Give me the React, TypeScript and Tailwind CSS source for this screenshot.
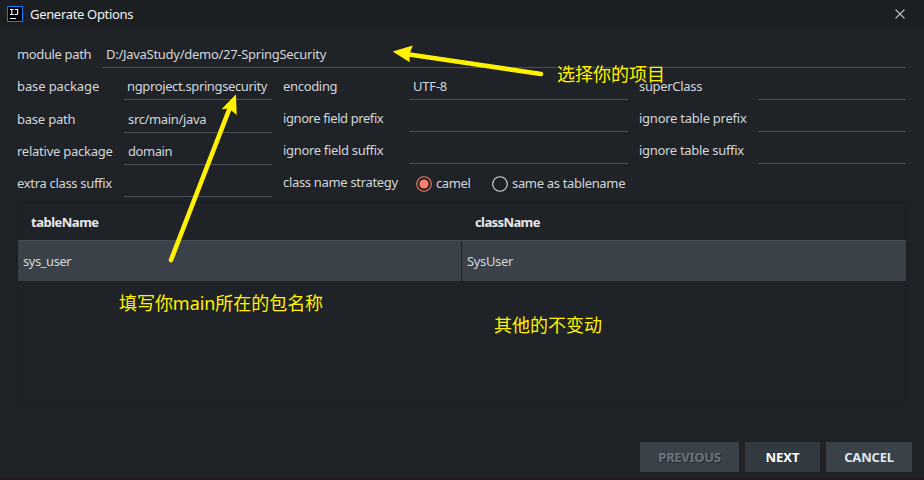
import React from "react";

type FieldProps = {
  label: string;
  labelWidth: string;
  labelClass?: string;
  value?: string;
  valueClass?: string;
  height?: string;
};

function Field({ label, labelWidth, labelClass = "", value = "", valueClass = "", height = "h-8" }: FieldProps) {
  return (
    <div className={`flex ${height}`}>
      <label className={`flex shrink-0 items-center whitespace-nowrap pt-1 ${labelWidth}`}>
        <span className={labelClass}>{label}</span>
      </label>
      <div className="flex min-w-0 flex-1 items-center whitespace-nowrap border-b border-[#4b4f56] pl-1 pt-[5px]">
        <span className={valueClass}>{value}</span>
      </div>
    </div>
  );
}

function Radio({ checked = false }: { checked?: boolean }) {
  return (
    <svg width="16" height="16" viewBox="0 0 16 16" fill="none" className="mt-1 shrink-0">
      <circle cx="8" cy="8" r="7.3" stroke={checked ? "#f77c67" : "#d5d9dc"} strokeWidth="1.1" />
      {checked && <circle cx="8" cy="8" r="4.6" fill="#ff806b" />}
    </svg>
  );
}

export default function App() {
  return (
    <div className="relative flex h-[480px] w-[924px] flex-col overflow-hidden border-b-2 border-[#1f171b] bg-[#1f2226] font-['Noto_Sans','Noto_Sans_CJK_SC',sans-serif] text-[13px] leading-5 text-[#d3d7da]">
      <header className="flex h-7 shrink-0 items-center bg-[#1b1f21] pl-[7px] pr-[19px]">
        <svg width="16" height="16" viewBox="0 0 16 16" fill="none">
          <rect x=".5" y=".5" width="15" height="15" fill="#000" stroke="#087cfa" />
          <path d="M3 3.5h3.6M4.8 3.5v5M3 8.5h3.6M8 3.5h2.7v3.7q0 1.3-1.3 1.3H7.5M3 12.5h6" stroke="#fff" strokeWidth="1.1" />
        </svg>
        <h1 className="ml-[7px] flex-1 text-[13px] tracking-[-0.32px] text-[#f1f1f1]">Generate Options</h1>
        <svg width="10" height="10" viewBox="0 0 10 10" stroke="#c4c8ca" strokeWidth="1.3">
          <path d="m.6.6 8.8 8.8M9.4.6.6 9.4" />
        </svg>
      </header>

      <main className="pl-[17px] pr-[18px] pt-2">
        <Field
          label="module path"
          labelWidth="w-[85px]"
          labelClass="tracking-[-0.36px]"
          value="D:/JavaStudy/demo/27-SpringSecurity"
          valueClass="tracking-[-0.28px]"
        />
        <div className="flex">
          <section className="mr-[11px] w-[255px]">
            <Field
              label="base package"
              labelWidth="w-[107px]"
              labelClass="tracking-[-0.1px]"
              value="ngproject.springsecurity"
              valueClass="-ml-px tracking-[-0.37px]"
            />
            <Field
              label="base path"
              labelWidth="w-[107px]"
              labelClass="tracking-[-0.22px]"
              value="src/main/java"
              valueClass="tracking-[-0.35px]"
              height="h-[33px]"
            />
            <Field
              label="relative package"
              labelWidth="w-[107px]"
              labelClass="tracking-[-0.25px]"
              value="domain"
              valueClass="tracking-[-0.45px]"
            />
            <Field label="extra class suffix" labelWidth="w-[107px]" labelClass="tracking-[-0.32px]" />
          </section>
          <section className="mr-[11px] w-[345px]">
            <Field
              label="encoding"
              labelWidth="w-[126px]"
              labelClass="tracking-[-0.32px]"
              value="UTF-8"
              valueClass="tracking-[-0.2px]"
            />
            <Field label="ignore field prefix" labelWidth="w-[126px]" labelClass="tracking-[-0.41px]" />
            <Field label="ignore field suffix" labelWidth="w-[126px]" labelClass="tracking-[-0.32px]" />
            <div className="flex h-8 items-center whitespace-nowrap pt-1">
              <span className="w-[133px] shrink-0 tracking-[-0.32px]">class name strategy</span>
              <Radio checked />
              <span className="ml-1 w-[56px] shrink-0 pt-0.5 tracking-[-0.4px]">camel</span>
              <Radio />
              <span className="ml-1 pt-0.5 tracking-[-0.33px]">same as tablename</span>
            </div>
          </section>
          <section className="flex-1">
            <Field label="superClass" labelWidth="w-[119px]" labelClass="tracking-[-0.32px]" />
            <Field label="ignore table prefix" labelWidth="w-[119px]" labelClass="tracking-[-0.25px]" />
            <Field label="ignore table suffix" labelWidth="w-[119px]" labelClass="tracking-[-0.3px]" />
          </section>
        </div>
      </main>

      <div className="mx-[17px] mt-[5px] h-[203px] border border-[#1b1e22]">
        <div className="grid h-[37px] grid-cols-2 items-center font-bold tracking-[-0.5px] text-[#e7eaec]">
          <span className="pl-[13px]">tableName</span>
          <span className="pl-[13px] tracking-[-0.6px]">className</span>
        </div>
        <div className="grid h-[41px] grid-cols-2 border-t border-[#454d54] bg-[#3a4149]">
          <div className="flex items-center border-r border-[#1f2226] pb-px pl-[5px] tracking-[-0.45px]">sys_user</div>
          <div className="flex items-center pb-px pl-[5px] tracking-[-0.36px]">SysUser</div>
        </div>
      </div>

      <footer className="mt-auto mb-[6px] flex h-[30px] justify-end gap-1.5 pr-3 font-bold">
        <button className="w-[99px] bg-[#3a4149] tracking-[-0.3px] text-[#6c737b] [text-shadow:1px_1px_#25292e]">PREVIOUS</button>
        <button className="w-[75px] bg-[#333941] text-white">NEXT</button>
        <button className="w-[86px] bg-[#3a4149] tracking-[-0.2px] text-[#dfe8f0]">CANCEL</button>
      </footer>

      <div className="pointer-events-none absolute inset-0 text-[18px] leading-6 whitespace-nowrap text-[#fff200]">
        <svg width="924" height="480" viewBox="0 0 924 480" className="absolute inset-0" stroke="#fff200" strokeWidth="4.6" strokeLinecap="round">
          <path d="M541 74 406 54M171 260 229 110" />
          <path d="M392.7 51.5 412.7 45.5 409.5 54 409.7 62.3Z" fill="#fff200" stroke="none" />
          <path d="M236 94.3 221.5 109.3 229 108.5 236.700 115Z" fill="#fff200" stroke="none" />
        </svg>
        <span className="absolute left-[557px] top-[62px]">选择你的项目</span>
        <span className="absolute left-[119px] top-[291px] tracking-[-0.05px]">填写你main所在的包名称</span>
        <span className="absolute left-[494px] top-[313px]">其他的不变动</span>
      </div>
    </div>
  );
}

TASK DIRECTIONS — Pull every line containing "React" from the data.

THE OUTPUT —
Give me the React, TypeScript and Tailwind CSS source for this screenshot.
import React from "react";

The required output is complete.